Exercise objective: Without the pictures, set down every line of the data exactly.

------------------------

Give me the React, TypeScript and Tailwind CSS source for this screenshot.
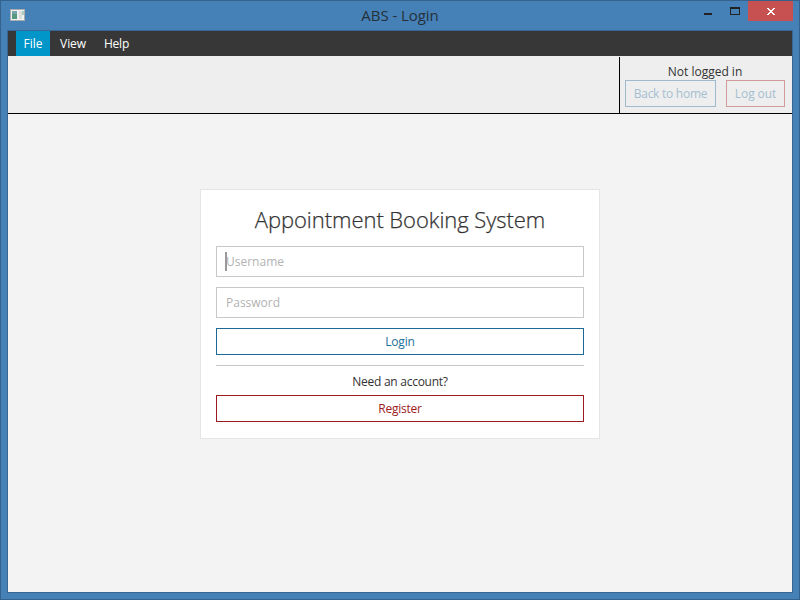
import React from 'react';

function AppIcon() {
  return (
    <svg width="16" height="14" viewBox="0 0 16 14" shapeRendering="crispEdges">
      <rect x="0" y="0" width="15" height="12" fill="#a9adaf" />
      <rect x="1" y="1" width="13" height="10" fill="#f1f1f0" />
      <rect x="2" y="2" width="5" height="8" fill="#78a5ad" />
      <rect x="2" y="5" width="5" height="5" fill="#56997f" />
      <rect x="9" y="2" width="3" height="8" fill="#dcdcdc" />
      <rect x="12" y="2" width="2" height="4" fill="#a5ccbf" />
    </svg>
  );
}

function TitleBar() {
  return (
    <div className="flex h-[29px] shrink-0">
      <div className="w-[160px] pl-[9px] pt-[8px]">
        <AppIcon />
      </div>
      <div className="flex-1 pt-[4px] text-center text-[15px] leading-[21px] tracking-[-0.06px] text-[#26303a]">ABS - Login</div>
      <div className="flex w-[160px] justify-end">
        <svg width="57" height="20" viewBox="0 0 57 20" shapeRendering="crispEdges" className="shrink-0">
          <rect x="13" y="12" width="8" height="2" fill="#222" />
          <path d="M39 6h10v8h-10z M40 8v5h8v-5z" fill="#222" fillRule="evenodd" />
        </svg>
        <div className="mr-[6px] h-[20px] w-[45px] bg-[#c75050]">
          <svg width="45" height="20" viewBox="0 0 45 20" shapeRendering="crispEdges">
            <path
              d="M19 7h2v1h-2z M25 7h2v1h-2z M20 8h2v1h-2z M24 8h2v1h-2z M21 9h4v1h-4z M22 10h2v1h-2z M21 11h4v1h-4z M20 12h2v1h-2z M24 12h2v1h-2z M19 13h2v1h-2z M25 13h2v1h-2z"
              fill="#fff"
            />
          </svg>
        </div>
      </div>
    </div>
  );
}

function MenuBar() {
  return (
    <div className="flex h-[25px] shrink-0 bg-[#373737] pl-2 leading-[25px] text-white">
      <div className="w-[34px] bg-[#0096c9] text-center">File</div>
      <div className="w-[46px] text-center tracking-[-0.1px]">View</div>
      <div className="w-[41px] text-center tracking-[-0.2px]">Help</div>
    </div>
  );
}

function Header() {
  return (
    <div className="flex h-[58px] shrink-0 border-b border-black bg-[#eee] pt-px">
      <div className="flex-1" />
      <div className="w-[173px] border-l border-black pl-[5px] pt-[6px]">
        <div className="w-[160px] text-center leading-[17px] text-[#333]">Not logged in</div>
        <div className="flex gap-[10px]">
          <button className="h-[27px] w-[91px] whitespace-nowrap border border-[#9fb9cd] leading-[25px] tracking-[-0.26px] text-[#a5bfd1]">Back to home</button>
          <button className="h-[27px] w-[59px] whitespace-nowrap border border-[#d19a9c] leading-[25px] tracking-[-0.1px] text-[#a5bfd1]">Log out</button>
        </div>
      </div>
    </div>
  );
}

function LoginCard() {
  return (
    <div className="flex h-[250px] w-[400px] flex-col border border-[#e5e5e5] bg-white px-[15px] pt-[13px]">
      <h1 className="h-[43px] whitespace-nowrap text-center text-[22px] font-light leading-[32px] tracking-[-0.05px] text-[#333] [-webkit-text-stroke:0.25px_#333]">
        Appointment Booking System
      </h1>
      <div className="flex h-[31px] items-center border border-[#c8c8c8] pl-[8px] text-[#b2b2b2]">
        <span className="h-[19px] w-[2px] bg-[#999]" />
        <span className="-ml-px">Username</span>
      </div>
      <div className="mt-[10px] flex h-[31px] items-center border border-[#c8c8c8] pl-[9px] text-[#b2b2b2]">Password</div>
      <button className="mt-[10px] h-[27px] shrink-0 border border-[#1d6a96] leading-[25px] tracking-[-0.15px] text-[#1d7099]">Login</button>
      <div className="mt-[10px] h-px shrink-0 bg-[#c8c8c8]" />
      <div className="mt-[7px] h-[22px] text-center leading-[17px] tracking-[-0.26px] text-[#333]">Need an account?</div>
      <button className="h-[27px] shrink-0 border border-[#9b1c20] leading-[25px] tracking-[-0.25px] text-[#9b1c20]">Register</button>
    </div>
  );
}

export default function App() {
  return (
    <div className="h-[600px] w-[801px] overflow-hidden bg-white font-['Open_Sans','Noto_Sans',sans-serif] text-[12px]">
      <div className="flex h-[600px] w-[800px] flex-col border border-[#35628c] bg-[#4580b6]">
        <TitleBar />
        <div className="mx-[6px] flex h-[563px] flex-col border border-[#386795] bg-[#f3f3f3]">
          <MenuBar />
          <Header />
          <div className="flex justify-center pt-[75px]">
            <LoginCard />
          </div>
        </div>
      </div>
    </div>
  );
}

------------------------

The completed task:
Give me the React, TypeScript and Tailwind CSS source for this screenshot.
import React from 'react';

function AppIcon() {
  return (
    <svg width="16" height="14" viewBox="0 0 16 14" shapeRendering="crispEdges">
      <rect x="0" y="0" width="15" height="12" fill="#a9adaf" />
      <rect x="1" y="1" width="13" height="10" fill="#f1f1f0" />
      <rect x="2" y="2" width="5" height="8" fill="#78a5ad" />
      <rect x="2" y="5" width="5" height="5" fill="#56997f" />
      <rect x="9" y="2" width="3" height="8" fill="#dcdcdc" />
      <rect x="12" y="2" width="2" height="4" fill="#a5ccbf" />
    </svg>
  );
}

function TitleBar() {
  return (
    <div className="flex h-[29px] shrink-0">
      <div className="w-[160px] pl-[9px] pt-[8px]">
        <AppIcon />
      </div>
      <div className="flex-1 pt-[4px] text-center text-[15px] leading-[21px] tracking-[-0.06px] text-[#26303a]">ABS - Login</div>
      <div className="flex w-[160px] justify-end">
        <svg width="57" height="20" viewBox="0 0 57 20" shapeRendering="crispEdges" className="shrink-0">
          <rect x="13" y="12" width="8" height="2" fill="#222" />
          <path d="M39 6h10v8h-10z M40 8v5h8v-5z" fill="#222" fillRule="evenodd" />
        </svg>
        <div className="mr-[6px] h-[20px] w-[45px] bg-[#c75050]">
          <svg width="45" height="20" viewBox="0 0 45 20" shapeRendering="crispEdges">
            <path
              d="M19 7h2v1h-2z M25 7h2v1h-2z M20 8h2v1h-2z M24 8h2v1h-2z M21 9h4v1h-4z M22 10h2v1h-2z M21 11h4v1h-4z M20 12h2v1h-2z M24 12h2v1h-2z M19 13h2v1h-2z M25 13h2v1h-2z"
              fill="#fff"
            />
          </svg>
        </div>
      </div>
    </div>
  );
}

function MenuBar() {
  return (
    <div className="flex h-[25px] shrink-0 bg-[#373737] pl-2 leading-[25px] text-white">
      <div className="w-[34px] bg-[#0096c9] text-center">File</div>
      <div className="w-[46px] text-center tracking-[-0.1px]">View</div>
      <div className="w-[41px] text-center tracking-[-0.2px]">Help</div>
    </div>
  );
}

function Header() {
  return (
    <div className="flex h-[58px] shrink-0 border-b border-black bg-[#eee] pt-px">
      <div className="flex-1" />
      <div className="w-[173px] border-l border-black pl-[5px] pt-[6px]">
        <div className="w-[160px] text-center leading-[17px] text-[#333]">Not logged in</div>
        <div className="flex gap-[10px]">
          <button className="h-[27px] w-[91px] whitespace-nowrap border border-[#9fb9cd] leading-[25px] tracking-[-0.26px] text-[#a5bfd1]">Back to home</button>
          <button className="h-[27px] w-[59px] whitespace-nowrap border border-[#d19a9c] leading-[25px] tracking-[-0.1px] text-[#a5bfd1]">Log out</button>
        </div>
      </div>
    </div>
  );
}

function LoginCard() {
  return (
    <div className="flex h-[250px] w-[400px] flex-col border border-[#e5e5e5] bg-white px-[15px] pt-[13px]">
      <h1 className="h-[43px] whitespace-nowrap text-center text-[22px] font-light leading-[32px] tracking-[-0.05px] text-[#333] [-webkit-text-stroke:0.25px_#333]">
        Appointment Booking System
      </h1>
      <div className="flex h-[31px] items-center border border-[#c8c8c8] pl-[8px] text-[#b2b2b2]">
        <span className="h-[19px] w-[2px] bg-[#999]" />
        <span className="-ml-px">Username</span>
      </div>
      <div className="mt-[10px] flex h-[31px] items-center border border-[#c8c8c8] pl-[9px] text-[#b2b2b2]">Password</div>
      <button className="mt-[10px] h-[27px] shrink-0 border border-[#1d6a96] leading-[25px] tracking-[-0.15px] text-[#1d7099]">Login</button>
      <div className="mt-[10px] h-px shrink-0 bg-[#c8c8c8]" />
      <div className="mt-[7px] h-[22px] text-center leading-[17px] tracking-[-0.26px] text-[#333]">Need an account?</div>
      <button className="h-[27px] shrink-0 border border-[#9b1c20] leading-[25px] tracking-[-0.25px] text-[#9b1c20]">Register</button>
    </div>
  );
}

export default function App() {
  return (
    <div className="h-[600px] w-[801px] overflow-hidden bg-white font-['Open_Sans','Noto_Sans',sans-serif] text-[12px]">
      <div className="flex h-[600px] w-[800px] flex-col border border-[#35628c] bg-[#4580b6]">
        <TitleBar />
        <div className="mx-[6px] flex h-[563px] flex-col border border-[#386795] bg-[#f3f3f3]">
          <MenuBar />
          <Header />
          <div className="flex justify-center pt-[75px]">
            <LoginCard />
          </div>
        </div>
      </div>
    </div>
  );
}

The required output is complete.